A realistic workflow scenario: from consultant time entry to cash application
Consider a global consulting firm delivering transformation services across three legal entities. Consultants submit time through mobile and desktop interfaces linked to project assignments. The ERP validates entries against project budgets, role-based rate cards, labor calendars, and client-specific billing caps. If a consultant enters time against a closed task or exceeds approved thresholds, the workflow routes the exception to the project manager before finance is affected.
Approved time flows automatically into work-in-progress, revenue schedules, and draft invoice generation. Fixed-fee milestones are triggered by project status updates, while time-and-materials charges are grouped according to client invoice preferences. Finance reviews only exceptions, not every line item. Once invoices are issued, collections teams can see project context, aging, disputed charges, and approval history in one environment. Leadership receives near real-time visibility into utilization, billed versus unbilled work, DSO trends, and project margin by practice and entity.

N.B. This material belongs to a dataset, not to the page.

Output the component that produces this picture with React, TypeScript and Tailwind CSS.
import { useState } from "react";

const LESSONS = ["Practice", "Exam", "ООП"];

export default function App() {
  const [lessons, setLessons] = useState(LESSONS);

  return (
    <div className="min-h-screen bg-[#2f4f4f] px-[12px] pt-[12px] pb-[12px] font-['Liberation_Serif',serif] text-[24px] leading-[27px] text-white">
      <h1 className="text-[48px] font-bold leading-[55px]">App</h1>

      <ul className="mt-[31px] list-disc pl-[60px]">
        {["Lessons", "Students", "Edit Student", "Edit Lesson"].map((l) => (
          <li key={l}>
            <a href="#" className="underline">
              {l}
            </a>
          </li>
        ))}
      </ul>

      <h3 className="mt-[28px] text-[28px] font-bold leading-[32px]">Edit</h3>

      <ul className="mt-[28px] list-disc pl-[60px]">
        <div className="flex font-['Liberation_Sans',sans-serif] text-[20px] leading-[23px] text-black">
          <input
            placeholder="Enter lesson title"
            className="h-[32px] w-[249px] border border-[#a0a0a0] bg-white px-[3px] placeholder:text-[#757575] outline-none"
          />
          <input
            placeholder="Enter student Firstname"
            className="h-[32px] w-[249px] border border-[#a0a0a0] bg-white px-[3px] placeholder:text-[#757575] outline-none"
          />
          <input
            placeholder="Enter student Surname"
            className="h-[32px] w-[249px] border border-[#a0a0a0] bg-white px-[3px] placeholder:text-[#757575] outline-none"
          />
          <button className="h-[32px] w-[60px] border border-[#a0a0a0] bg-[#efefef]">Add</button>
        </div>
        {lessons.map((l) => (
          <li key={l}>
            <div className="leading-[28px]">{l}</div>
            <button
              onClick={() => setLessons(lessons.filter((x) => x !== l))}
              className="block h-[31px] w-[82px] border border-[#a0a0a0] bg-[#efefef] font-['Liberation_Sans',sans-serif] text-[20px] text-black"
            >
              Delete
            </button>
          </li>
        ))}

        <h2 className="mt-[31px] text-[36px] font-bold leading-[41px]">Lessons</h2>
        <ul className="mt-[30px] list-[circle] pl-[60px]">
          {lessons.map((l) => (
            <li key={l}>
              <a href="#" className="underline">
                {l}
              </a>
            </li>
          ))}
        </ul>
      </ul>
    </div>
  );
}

| Workflow stage | Automation objective | Control outcome |
|---|---|---|
| Time capture | Reduce missed or inaccurate entries | Higher billable completeness |
| Approval routing | Apply policy-based escalation | Consistent governance and faster cycle times |
| Billing generation | Automate invoice logic by contract type | Lower manual effort and fewer disputes |
| Revenue and WIP sync | Align project and finance data | Improved reporting accuracy |
| Collections visibility | Connect invoice status with delivery context | Faster issue resolution and cash recovery |
Governance design is what separates automation from operational chaos
Professional services firms often underestimate the governance dimension of ERP automation. If project codes, rate cards, approval hierarchies, and billing rules are poorly governed, automation simply accelerates inconsistency. Enterprise-grade design requires clear ownership for master data, policy definitions, exception thresholds, segregation of duties, and change management across finance, operations, and delivery leadership.

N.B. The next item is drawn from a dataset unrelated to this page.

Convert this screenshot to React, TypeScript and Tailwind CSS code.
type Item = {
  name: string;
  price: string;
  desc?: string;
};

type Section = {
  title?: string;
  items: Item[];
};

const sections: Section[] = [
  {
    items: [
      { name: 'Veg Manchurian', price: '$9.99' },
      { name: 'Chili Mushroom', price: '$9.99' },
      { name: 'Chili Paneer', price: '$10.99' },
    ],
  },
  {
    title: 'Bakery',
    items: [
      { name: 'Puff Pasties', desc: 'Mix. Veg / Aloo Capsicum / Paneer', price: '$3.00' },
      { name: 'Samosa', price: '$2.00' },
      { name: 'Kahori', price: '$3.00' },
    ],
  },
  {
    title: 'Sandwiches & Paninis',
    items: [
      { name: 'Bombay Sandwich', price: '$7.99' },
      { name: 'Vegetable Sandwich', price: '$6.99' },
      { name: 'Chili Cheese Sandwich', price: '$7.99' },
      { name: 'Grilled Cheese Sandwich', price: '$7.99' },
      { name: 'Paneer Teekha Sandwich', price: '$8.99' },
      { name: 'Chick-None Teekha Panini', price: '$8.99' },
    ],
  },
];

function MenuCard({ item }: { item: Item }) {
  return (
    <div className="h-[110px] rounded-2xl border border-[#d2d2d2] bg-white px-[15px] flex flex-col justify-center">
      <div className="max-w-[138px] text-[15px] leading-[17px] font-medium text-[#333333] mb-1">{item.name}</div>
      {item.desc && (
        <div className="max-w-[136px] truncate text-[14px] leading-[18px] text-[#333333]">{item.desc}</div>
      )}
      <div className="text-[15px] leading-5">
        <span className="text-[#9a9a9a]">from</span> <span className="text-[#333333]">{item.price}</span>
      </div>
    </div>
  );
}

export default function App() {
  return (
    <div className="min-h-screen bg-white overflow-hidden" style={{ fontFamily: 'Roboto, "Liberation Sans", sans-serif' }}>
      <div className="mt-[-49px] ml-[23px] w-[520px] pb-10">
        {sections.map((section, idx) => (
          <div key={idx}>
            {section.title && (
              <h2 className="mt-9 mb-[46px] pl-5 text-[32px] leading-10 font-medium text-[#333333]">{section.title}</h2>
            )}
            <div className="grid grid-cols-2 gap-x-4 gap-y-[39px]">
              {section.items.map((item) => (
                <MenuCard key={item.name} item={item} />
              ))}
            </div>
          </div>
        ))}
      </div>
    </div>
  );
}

A mature governance model typically includes a global process owner for time and billing, entity-level control leads, standardized project and contract templates, and a formal workflow change board. This structure supports process harmonization while preserving necessary local compliance requirements. It also creates the foundation for operational resilience when firms expand, acquire new businesses, or reconfigure service portfolios.
Implementation tradeoffs executives should evaluate
There is no single blueprint for professional services ERP automation. Firms must make deliberate choices between standardization and local flexibility, suite consolidation and best-of-breed integration, rapid deployment and deeper process redesign. The right answer depends on service complexity, geographic footprint, regulatory exposure, and the maturity of current delivery operations.
For example, a mid-market advisory firm may benefit from a unified cloud ERP and PSA model with minimal customization, prioritizing speed and reporting consistency. A global engineering consultancy may require a composable architecture that integrates ERP, project portfolio management, field operations, and client collaboration platforms. In both cases, the strategic objective remains the same: establish a connected operating model with governed workflows and reliable enterprise data.
- Prioritize process standardization before automating local exceptions at scale
- Define billing policy architecture early, including rate governance, approval thresholds, and revenue treatment rules
- Use APIs and integration middleware to preserve interoperability across CRM, HCM, procurement, and analytics platforms
- Measure success through cycle time, billing accuracy, utilization visibility, write-off reduction, and cash conversion metrics
- Design for resilience with fallback workflows, audit logging, role-based access, and entity-level control monitoring
How to quantify ROI beyond administrative savings
The business case for time and billing automation should extend beyond labor efficiency in finance. The larger value comes from reduced revenue leakage, faster invoice issuance, stronger utilization management, lower write-offs, improved forecast accuracy, and better client experience. When project and finance data are synchronized, leaders can intervene earlier on margin erosion, staffing imbalances, and billing bottlenecks.
A robust ROI model should include direct and indirect outcomes: fewer manual reconciliations, lower days sales outstanding, improved billable capture rates, reduced dispute volumes, faster month-end close, and stronger compliance posture. For acquisitive firms, there is additional value in onboarding new entities into a standardized operating framework rather than inheriting fragmented billing practices.
Executive recommendations for building a modern professional services ERP operating model
Start with the operating model, not the software shortlist. Map how opportunities become projects, how work becomes billable value, how approvals are governed, and how revenue and cash outcomes are measured. This reveals where workflow orchestration, master data discipline, and policy standardization are required before technology decisions are finalized.
Next, modernize around a cloud ERP architecture that connects project delivery, finance, analytics, and automation services. Use AI selectively for time capture assistance, anomaly detection, and predictive operational insights, but keep governance explicit. Finally, establish a phased rollout that prioritizes high-friction workflows, measurable control improvements, and executive visibility. In professional services, the firms that scale profitably are not those with the most tools. They are the ones with the most coherent enterprise operating system for time, billing, and delivery execution.